The Justice Department’s merger guidelines don’t rule out divestitures in vertical-merger cases, but suggest that “tailored conduct remedies” can protect consumers “while still allowing the efficiencies that may come from the merger to be realized.”
A study by the Federal Trade Commission found that concerns about every vertical merger examined by the commission from 2006 to 2012 were resolved through “conduct remedies” rather than divestitures, and that all these remedies had been successful at protecting competition.
That hasn’t mollified a new generation of antitrust activists. Tim Wu, an antitrust professor at Columbia University and one of the leading proponents of a more intense scrutiny of media mergers, told me that the deal should be blocked on grounds that a combined megacompany could exert “broad anti-competitive effects.”
Further clouding any action is Trump’s outspoken animosity toward CNN. Antitrust-enforcement decisions are supposed to be based solely on the facts and law, not on politics, and no one I spoke to could recall a president who so publicly inserted himself into an antitrust enforcement investigation. (While Richard Nixon notoriously meddled in antitrust enforcement in the 1970s, he kept his machinations secret, at least until they were exposed by Oval Office tape recordings.)

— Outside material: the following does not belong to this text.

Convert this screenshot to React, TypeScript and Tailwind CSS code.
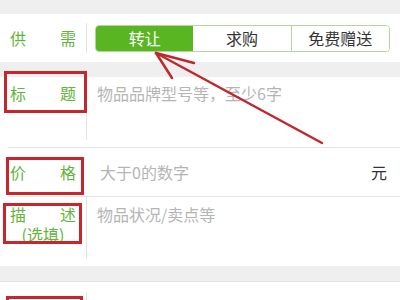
const font = "font-['Noto_Sans_CJK_SC','Noto_Sans',sans-serif]";

function Label({ a, b }: { a: string; b: string }) {
  return (
    <div className="w-[86px] shrink-0 flex justify-between px-[10px] text-[16px] leading-[22px] text-[#62b53a]">
      <span>{a}</span>
      <span>{b}</span>
    </div>
  );
}

function Divider({ className = '' }: { className?: string }) {
  return <div className={`w-px self-stretch bg-[#e2e2e2] ${className}`} />;
}

function Segmented() {
  const items = ['转让', '求购', '免费赠送'];
  return (
    <div className="ml-[8px] flex w-[295px] h-[27px] rounded-[4px] border border-[#b3d79a] overflow-hidden">
      {items.map((t, i) => (
        <div
          key={t}
          className={`flex-1 flex items-center justify-center text-[16px] ${
            i === 0 ? 'bg-[#5ab522] text-white' : 'bg-white text-[#333]'
          } ${i === 2 ? 'border-l border-[#b3d79a]' : ''}`}
        >
          {t}
        </div>
      ))}
    </div>
  );
}

export default function App() {
  return (
    <div className={`relative w-[400px] h-[300px] overflow-hidden bg-[#efefef] ${font}`}>
      <div className="h-[14px]" />
      <div className="h-[48px] bg-white flex items-center">
        <Label a="供" b="需" />
        <Divider className="my-[9px]" />
        <Segmented />
      </div>
      <div className="h-[15px]" />
      <div className="bg-white">
        <div className="h-[70px] flex items-start">
          <div className="pt-[5px]">
            <Label a="标" b="题" />
          </div>
          <Divider className="mb-[7px]" />
          <div className="pt-[5px] pl-[10px] text-[16px] leading-[22px] text-[#b5b5b5]">物品品牌型号等，至少6字</div>
        </div>
        <div className="ml-[8px] h-px bg-[#e2e2e2]" />
        <div className="h-[48px] flex items-center">
          <Label a="价" b="格" />
          <div className="flex-1 pl-[14px] text-[16px] text-[#b5b5b5]">大于0的数字</div>
          <div className="pr-[13px] text-[16px] text-[#333]">元</div>
        </div>
        <div className="ml-[8px] h-px bg-[#e2e2e2]" />
        <div className="h-[69px] flex items-start">
          <div className="pt-[6px] w-[86px] shrink-0">
            <Label a="描" b="述" />
            <div className="text-center text-[16px] leading-[18px] text-[#62b53a]">(选填)</div>
          </div>
          <Divider className="mb-[7px]" />
          <div className="pt-[6px] pl-[10px] text-[16px] leading-[22px] text-[#b5b5b5]">物品状况/卖点等</div>
        </div>
      </div>
      <div className="h-[16px] border-b border-[#e2e2e2]" />
      <div className="h-[40px] bg-white flex">
        <div className="w-[86px]" />
        <Divider className="mt-[10px]" />
      </div>

      <div className="absolute left-[4px] top-[71px] w-[83px] h-[42px] border-[3px] border-[#c6262c]" />
      <div className="absolute left-[6px] top-[157px] w-[78px] h-[38px] border-[3px] border-[#c6262c]" />
      <div className="absolute left-[3px] top-[203px] w-[79px] h-[41px] border-[3px] border-[#c6262c]" />
      <div className="absolute left-[6px] top-[296px] w-[77px] h-[20px] border-[3px] border-[#c6262c]" />

      <svg className="absolute left-0 top-0" width="400" height="300" viewBox="0 0 400 300">
        <g stroke="#c1272d" strokeWidth="2.5" strokeLinecap="round" fill="none">
          <line x1="156" y1="53" x2="322" y2="143" />
          <line x1="156" y1="53" x2="194" y2="63" />
          <line x1="156" y1="53" x2="172" y2="78" />
        </g>
      </svg>
    </div>
  );
}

Delrahim has pledged an independent review uninfluenced by politics. Stucke noted that the investigation began during the Obama administration, and that “it’s unlikely senior leadership would go out on a limb to challenge the merger unless the staff had recommended it.”
“They’re career professionals,” he said. “I’d start with the presumption the staff was diligent and followed the evidence.”
An AT&T spokesman declined to comment, as did the Justice Department.
Asked this week whether there had been communications about the case with the White House, Attorney General Jeff Sessions declined to answer, fueling speculation that there may have been some.
Should the case be filed and go to trial, that’s one mystery that will soon be resolved: Some of AT&T’s first subpoenas will no doubt go to the White House.